Before RIVES, CAMERON, and BELL, Circuit Judges.
GRIFFIN B. BELL, Circuit Judge.
Appellants, having been indicted and convicted after a non-jury trial on a three count indictment of violating the Narcotic Control Act of 1956, 21 U.S. C.A. § 176a, contend that the evidence was insufficient to support the conviction, and that counts two and three of the indictment should have been dismissed for failure to charge crimes under the statute in that neither count contained an allegation of intent.
The evidence was sufficient to show the importation of marihuana as charged in count one, the sale and abetting as charged in count two, and concealment and facilitating the concealment as charged in count three.
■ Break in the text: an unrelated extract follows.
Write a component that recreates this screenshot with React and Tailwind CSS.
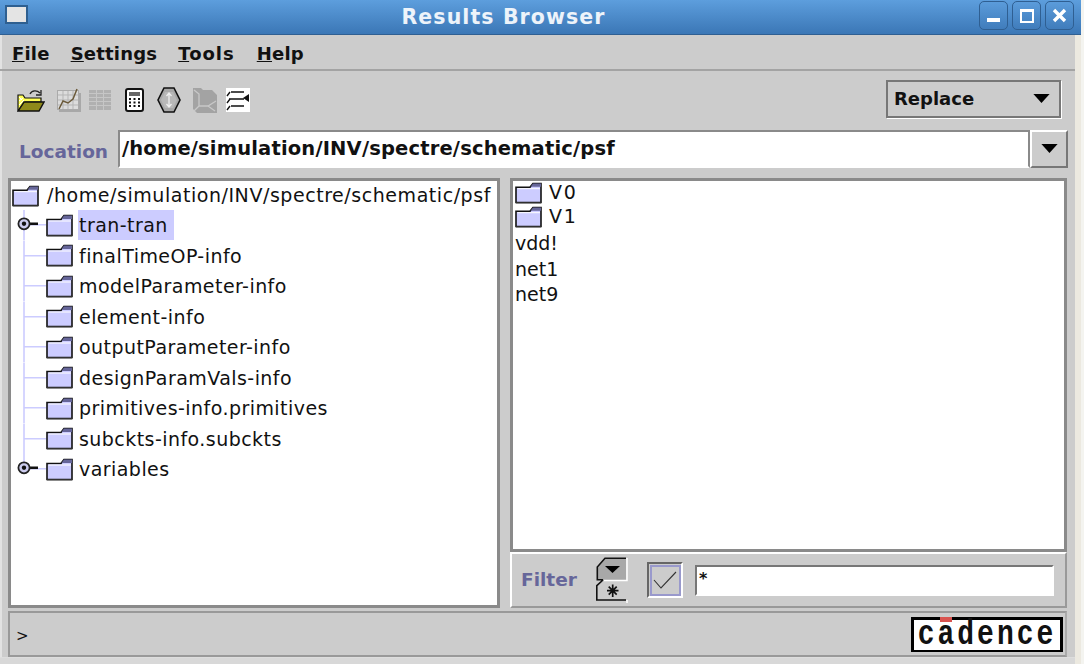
const treeItems = [
  { label: "tran-tran", toggle: true, selected: true },
  { label: "finalTimeOP-info" },
  { label: "modelParameter-info" },
  { label: "element-info" },
  { label: "outputParameter-info" },
  { label: "designParamVals-info" },
  { label: "primitives-info.primitives" },
  { label: "subckts-info.subckts" },
  { label: "variables", toggle: true, last: true },
];

const Folder = ({ className }) => (
  <svg viewBox="0 0 27 23" className={className} preserveAspectRatio="none">
    <path d="M1 5.5H15L18 1.5H26V21.5H1Z" fill="#ccccff" stroke="#111" strokeWidth="1.6" />
    <path d="M15.5 5L18 1.5H26V5Z" fill="#666699" />
    <path d="M2.5 7H25" stroke="#fff" strokeWidth="1" />
    <path d="M1 22H26" stroke="#555" strokeWidth="1" />
  </svg>
);

// tree connector + optional expander knob
const Connector = ({ toggle, last }) => (
  <svg viewBox="0 0 35 31" className="h-[30.5px] w-[35px] shrink-0" preserveAspectRatio="none">
    <path d={`M13 0V${last ? 15 : 31}M13 15H35`} stroke="#ccccff" strokeWidth="1.6" fill="none" />
    {toggle && (
      <>
        <path d="M17 14H27" stroke="#111" strokeWidth="2.6" />
        <circle cx="13" cy="14" r="5.6" fill="#ccccee" stroke="#222" strokeWidth="1.8" />
        <circle cx="13" cy="14" r="2.2" fill="#111" />
      </>
    )}
  </svg>
);

const ToolIcons = () => (
  <div className="mt-[3px] flex items-center">
    {/* open */}
    <svg viewBox="0 0 28 23" className="h-[23px] w-[28px]">
      <path d="M13 5C15 1 20 1 23 4M24 1V6H19" fill="none" stroke="#222" strokeWidth="1.3" />
      <path d="M1 6H6L8 9H24V13H8L3 21H1Z" fill="#ffff55" stroke="#111" strokeWidth="1.2" />
      <path d="M2 8L5 11M2 12L6 9M2 16L7 11" stroke="#fff" strokeWidth="1" />
      <path d="M1 22L7 13H27L22 22Z" fill="#8f8a1a" stroke="#111" strokeWidth="1.4" />
    </svg>
    {/* graph, disabled */}
    <svg viewBox="0 0 24 24" className="ml-[12px] h-[24px] w-[24px]">
      <rect x="2" y="5" width="22" height="19" fill="#a8a8a8" />
      <rect x="0.5" y="2.5" width="21" height="19" fill="#dcdcdc" stroke="#aaa" strokeWidth="1" />
      <path d="M1 7H21M1 12H21M1 17H21M6 3V21M11 3V21M16 3V21" stroke="#b5b5b5" strokeWidth="1" />
      <path d="M2 21L6 13L11 15L16 11L20 1" fill="none" stroke="#6b5a3a" strokeWidth="1.5" />
    </svg>
    {/* table, disabled */}
    <svg viewBox="0 0 22 20" className="ml-[8px] h-[20px] w-[22px]">
      <rect width="22" height="20" fill="#b0b0b0" />
      <path d="M0 3.5H22M0 7.5H22M0 11.5H22M0 15.5H22M7.5 0V20M14.5 0V20" stroke="#c6c6c6" strokeWidth="1" />
    </svg>
    {/* calculator */}
    <svg viewBox="0 0 20 24" className="ml-[14px] h-[24px] w-[20px]">
      <rect x="1" y="1" width="17" height="22" rx="2" fill="#fff" stroke="#111" strokeWidth="2" />
      <rect x="4" y="4" width="11" height="4" fill="#666" />
      <path d="M4 11H15M4 14.5H15M4 18H15" stroke="#111" strokeWidth="2" strokeDasharray="2 2.5" />
    </svg>
    {/* diamond */}
    <svg viewBox="0 0 24 26" className="ml-[12px] h-[26px] w-[24px]">
      <path d="M7 1H17L23 13L17 25H7L1 13Z" fill="#a8a8a8" stroke="#111" strokeWidth="1.6" />
      <path d="M8 5H16L20 13L16 21H8L4 13Z" fill="#b8b8b8" />
      <path d="M12 6V20M9.5 9L12 6L14.5 9M9.5 17L12 20L14.5 17" fill="none" stroke="#eee" strokeWidth="1.3" />
    </svg>
    {/* branch, disabled */}
    <svg viewBox="0 0 25 25" className="ml-[11px] h-[25px] w-[25px]">
      <path d="M1 0H9L11 2H20L25 7V25H5L1 21Z" fill="#a3a3a3" />
      <path d="M2 2L7 6V18H16L24 13M7 18L2 23M16 18L23 23" fill="none" stroke="#c8c8c8" strokeWidth="1.3" />
    </svg>
    {/* list */}
    <svg viewBox="0 0 24 24" className="ml-[9px] h-[24px] w-[24px]">
      <rect width="24" height="24" fill="#fff" />
      <path d="M5 4H18M3 11H18M5 18H18M1 8L4 4M1 15L4 11M1 22L4 18" fill="none" stroke="#111" strokeWidth="1.4" />
      <path d="M23 6V14L17 10Z" fill="#111" />
    </svg>
  </div>
);

const TreeRow = ({ item }) => (
  <div className="flex h-[30.5px] items-center">
    <Connector toggle={item.toggle} last={item.last} />
    <Folder className="h-[23px] w-[27px] shrink-0" />
    <span
      className={`ml-[5px] flex h-[30px] items-center pl-[1px] pr-[6px] tracking-[0.45px] ${
        item.selected ? "bg-[#ccccff]" : ""
      }`}
    >
      {item.label}
    </span>
  </div>
);

export default function App() {
  return (
    <div className="flex h-[664px] w-[1084px] overflow-hidden bg-[#f4f4f0] font-['DejaVu_Sans',sans-serif] text-[#111]">
      <div className="flex w-[1081px] shrink-0 flex-col">
        {/* title bar */}
        <div className="relative flex h-[35px] shrink-0 items-center justify-center border-b border-[#2f5f92] bg-gradient-to-b from-[#5d9edd] to-[#3b77b6] pr-[74px]">
          <div className="absolute left-[5px] top-[5px] h-[19px] w-[23px] border-2 border-[#2e5f90] bg-[#e4e4e4]" />
          <span className="text-[20.5px] font-bold tracking-[1.1px] text-white/90">Results Browser</span>
          <div className="absolute right-[7px] top-[1px] flex gap-[4px]">
            <div className="flex h-[29px] w-[29px] items-end justify-center rounded-[5px] border border-[#2f5f92] pb-[7px]">
              <div className="h-[4px] w-[13px] bg-white" />
            </div>
            <div className="flex h-[29px] w-[29px] items-center justify-center rounded-[5px] border border-[#2f5f92]">
              <div className="h-[14px] w-[14px] border-2 border-t-[3px] border-white" />
            </div>
            <div className="flex h-[29px] w-[29px] items-center justify-center rounded-[5px] border border-[#2f5f92]">
              <svg viewBox="0 0 15 15" className="h-[15px] w-[15px]">
                <path d="M2 2L13 13M13 2L2 13" stroke="#fff" strokeWidth="3.4" />
              </svg>
            </div>
          </div>
        </div>

        <div className="flex min-h-0 flex-1">
          <div className="flex w-[1075px] shrink-0 flex-col bg-[#cccccc] shadow-[inset_2px_0_0_#e2e2e2]">
            {/* menu */}
            <div className="flex h-[36px] shrink-0 items-center gap-[21px] border-b-2 border-[#a3a3a3] pl-[12px] pt-[2px] text-[18px] font-bold tracking-[0.2px]">
              <span><u>F</u>ile</span>
              <span><u>S</u>ettings</span>
              <span className="tracking-[1px]"><u>T</u>ools</span>
              <span className="ml-[1px]"><u>H</u>elp</span>
            </div>

            {/* toolbar */}
            <div className="flex h-[55px] shrink-0 items-center justify-between pl-[17px] pr-[14px]">
              <ToolIcons />
              <div className="flex h-[38px] w-[175px] items-center justify-between border-2 border-[#777] pl-[6px] pr-[9px] text-[18px] font-bold shadow-[1px_1px_0_#fff]">
                <span>Replace</span>
                <svg viewBox="0 0 18 10" className="h-[9px] w-[17px]"><path d="M0 0H18L9 10Z" fill="#000" /></svg>
              </div>
            </div>

            {/* location */}
            <div className="flex h-[44px] shrink-0 items-center pl-[19px] pr-[7px] pt-[1px]">
              <span className="w-[99px] shrink-0 pt-[6px] text-[18.5px] font-bold text-[#66669a]">Location</span>
              <div className="flex h-[38px] flex-1 items-center border-2 border-[#8a8a8a] border-b-white bg-white pl-[2px] text-[19.5px] font-bold tracking-[0.17px]">
                /home/simulation/INV/spectre/schematic/psf
              </div>
              <div className="flex h-[38px] w-[38px] shrink-0 items-center justify-center border-2 border-[#777] border-l-white border-t-white">
                <svg viewBox="0 0 18 10" className="h-[9px] w-[17px]"><path d="M0 0H18L9 10Z" fill="#000" /></svg>
              </div>
            </div>

            {/* panels */}
            <div className="mt-[8px] flex h-[430px] shrink-0 gap-[10px] px-[8px]">
              <div className="w-[492px] shrink-0 overflow-hidden border-[3px] border-[#8a8a8a] bg-white text-[19px]">
                <div className="flex h-[29px] items-center pl-[1px]">
                  <Folder className="h-[22px] w-[27px] shrink-0" />
                  <span className="ml-[8px] whitespace-nowrap tracking-[0.55px]">/home/simulation/INV/spectre/schematic/psf</span>
                </div>
                {treeItems.map((item) => (
                  <TreeRow key={item.label} item={item} />
                ))}
              </div>

              <div className="flex flex-1 flex-col">
                <div className="h-[374px] border-[3px] border-[#8a8a8a] bg-white pl-[2px] text-[19px] leading-[25.5px]">
                  <div className="flex h-[23px] items-center gap-[7px]">
                    <Folder className="h-[22px] w-[27px] shrink-0" />
                    <span className="tracking-[1.8px]">V0</span>
                  </div>
                  <div className="flex h-[25px] items-center gap-[7px]">
                    <Folder className="h-[22px] w-[27px] shrink-0" />
                    <span className="tracking-[1.8px]">V1</span>
                  </div>
                  <div className="mt-[2px]">vdd!</div>
                  <div>net1</div>
                  <div>net9</div>
                </div>
                <div className="flex h-[56px] items-center border-2 border-[#999] border-t-white border-l-white pl-[9px] pr-[11px]">
                  <span className="w-[75px] shrink-0 text-[18.5px] font-bold text-[#66669a]">Filter</span>
                  <svg viewBox="0 0 32 46" className="h-[46px] w-[32px] shrink-0">
                    <path d="M30 2H9L2 10V23H30Z" fill="#a8a8a8" />
                    <path d="M30 1.3H9L1.3 10V22.7H7M7 23L0.8 28.7V43H30" fill="none" stroke="#111" strokeWidth="1.6" />
                    <path d="M31 1V23.5H8M31 43V46" fill="none" stroke="#fff" strokeWidth="1.5" />
                    <path d="M9 9H24L16.5 16Z" fill="#000" />
                    <path d="M16.7 27.5V40M11 33.7H22.5M12.7 29.7L20.7 37.7M20.7 29.7L12.7 37.7" stroke="#111" strokeWidth="1.7" />
                  </svg>
                  <div className="ml-[19px] flex h-[36px] w-[36px] shrink-0 items-center justify-center border-2 border-[#666] border-b-white border-r-white">
                    <div className="flex h-[31px] w-[31px] items-center justify-center border-2 border-[#9999cc]">
                      <svg viewBox="0 0 24 20" className="h-[20px] w-[24px]">
                        <path d="M1 10L8 18L23 2" fill="none" stroke="#333" strokeWidth="1.1" />
                      </svg>
                    </div>
                  </div>
                  <div className="ml-[12px] flex h-[31px] flex-1 items-start border-2 border-[#777] border-b-white border-r-white bg-white pl-[2px] text-[16px] font-bold leading-[24px]">
                    *
                  </div>
                </div>
              </div>
            </div>

            {/* status */}
            <div className="mx-[8px] mt-[3px] flex h-[46px] shrink-0 items-center justify-between border-2 border-[#999] border-r-[#aaa] pl-[6px] pr-[2px]">
              <span className="mt-[4px] text-[15px]">&gt;</span>
              <div className="relative flex h-[35px] w-[152px] items-center justify-center border-[3px] border-b-2 border-black bg-white font-['Liberation_Mono',monospace] text-[28px] font-bold leading-none tracking-[3px]">
                <div className="absolute left-[26px] top-[-3px] h-[5px] w-[12px] bg-[#d9534f]" />
                <span className="scale-y-[1.25]">cadence</span>
              </div>
            </div>
            <div className="flex-1 border-t border-[#ddd] bg-[#d8d8d8]" />
          </div>
          <div className="flex-1 bg-[#ece9e0]" />
        </div>
      </div>
    </div>
  );
}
It is urged that appellants, French Moroccan seamen, were illiterate, unable to speak English, and ignorant of the laws of this country relating to marihuana, to the extent that intent to violate the statute was negated. Their clandestine and secretive conduct belied this however, and the trial court was authorized to hold to the contrary.
Count one of the indictment alleged importation with intent to defraud the United States. Counts two and three did not allege intent but did allege sale and concealment, respectively, knowing the marihuana to have been imported into the United States contrary to law.1 An allegation of intent to defraud the United States by selling or concealing was not necessary to charge the statutory crimes alleged in counts two and three since the statute does not make such intent an essential element of the offense.2 United States v. Behrman, 1922, 258 U.S. 280, 42 S. Ct. 303, 66 L. Ed. 619; and United States v. Balint, 1922, 258 U.S. 250, 42 S. Ct. 301, 66 L. Ed. 604. Intent to defraud the United States was a necessary element in connection with count one charging importation, but the sale of the marihuana or the concealment of it, once it was imported, was also in violation of the statute if appellants knew that the marihuana had been imported contrary to the statute. This is the language of counts two and three which plainly described each element of the offense charged. Cf. Glenn v. United States, 5 Cir., 1962, 303 F.2d 536. It follows that the motion to dismiss these counts should have been, as was the case, denied.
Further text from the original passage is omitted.